Posted in .../Blog on 2011-10-30

My name is Kent Dickinson. I wrote the nonfiction book, CRIMES OF A CHRISTIAN, published by One Body Press. Orignally, it wasn’t my goal to write a book. My goal was to save the jobs of my 400 fellow union members – and stay out of prison. I failed at both. In Chicago, a labor union is never a benign, noble entity. It is an extension of the city’s political machine with ties to the Mob. As I rose through the union ranks I learned things I didn’t want to learn and did things my Christian upbringing told me I shouldn’t be doing. I was no naive, wild kid. When the United States Attorney General John Ashcroft held a press conference to announce the federal indictments of myself and my union colleagues in 2003, I was a 53-year-old grandfather with a wife of 28 years. But more importantly, two years before the FBI “approached” me I had already quit all illegal activities and given my life over to God. And because of that, I believe He was watching over me during the time I was an FBI informant, and later, a federal prison inmate.

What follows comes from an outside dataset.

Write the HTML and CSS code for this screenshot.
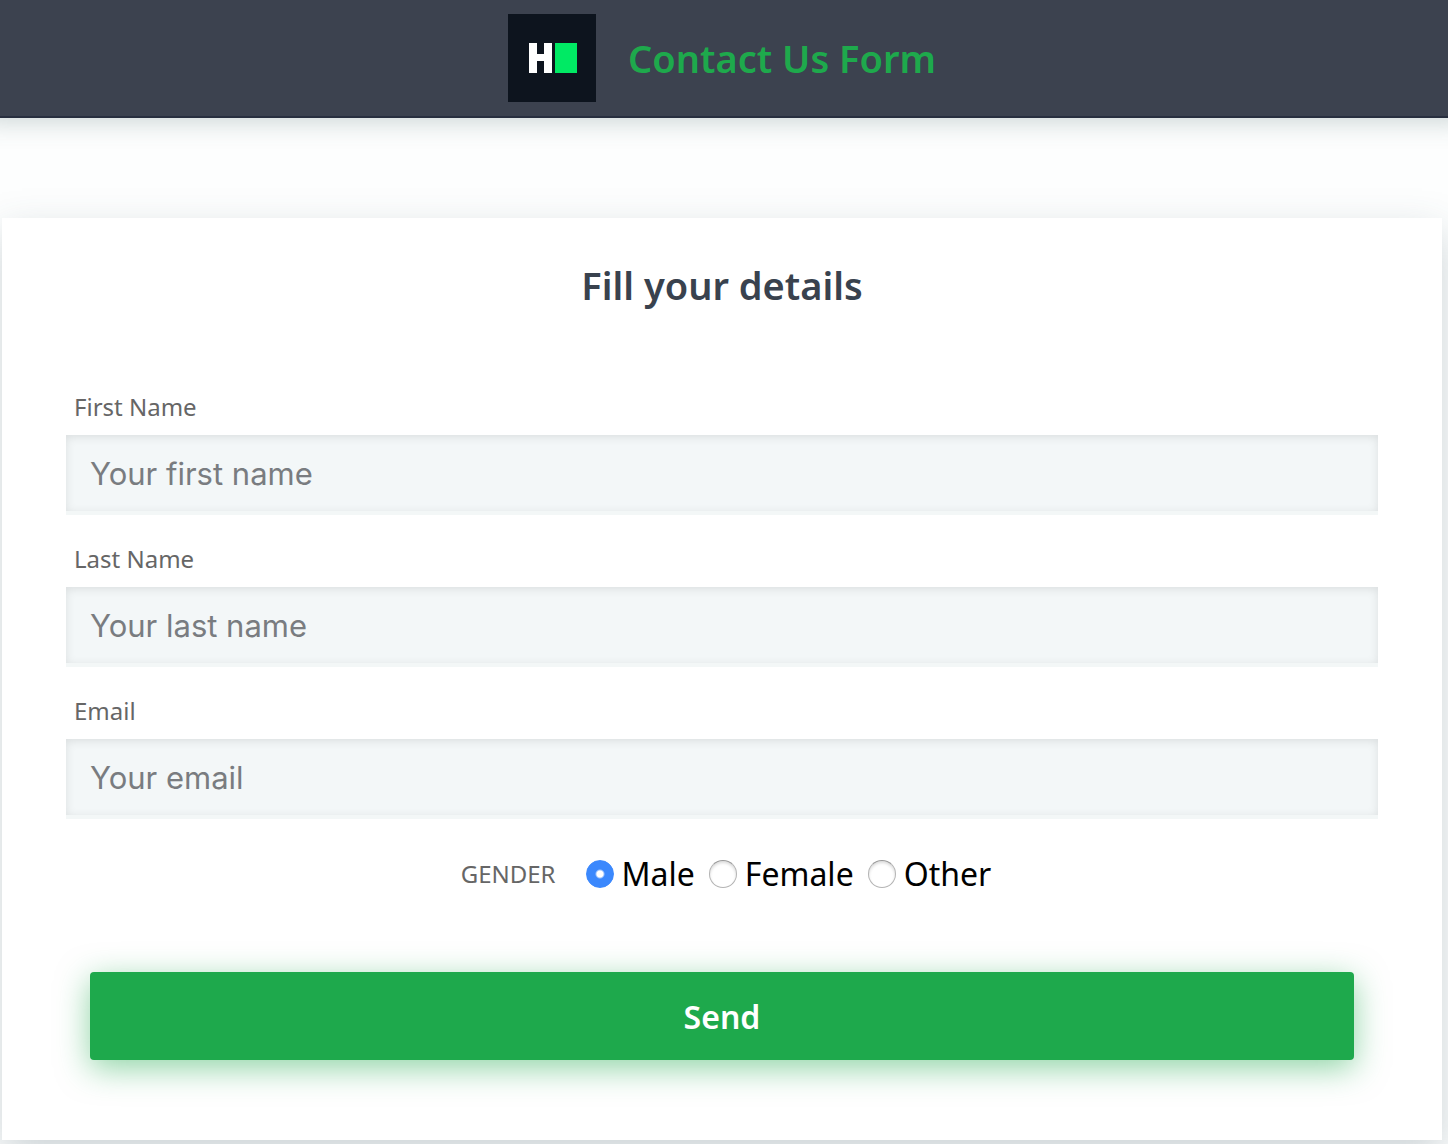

I wrote the book for two reasons: One, to show and share that we all struggle with the snares of the Earth and the demands of heaven. In prison I met many men – good men – who also fell prey to earthly snares: politicians, corporate CEO’s, bank presidents and even a Baptist minister who robbed banks on the side. You’ll meet them all in CRIMES OF A CHRISTIAN. The second reason I wrote the book is because God told me to. I didn’t want to write CRIMES OF A CHRISTIAN. My original manuscript was entitled OF MOVIES, THE MOB AND ME. It focused on my cirminal activities and prison time, with little mention of God. Like any project without Him, it went nowhere. It took a lot of listening to my heart, a few major re-writes and an inspired title before CRIMES OF A CHRISTIAN was born.

This blog is open to comments and thoughts about any of the major themes from the book: Christianity, unions, the Mob, prison life and even movies. I have two rules for all posters: Truth always, profanity never. God bless.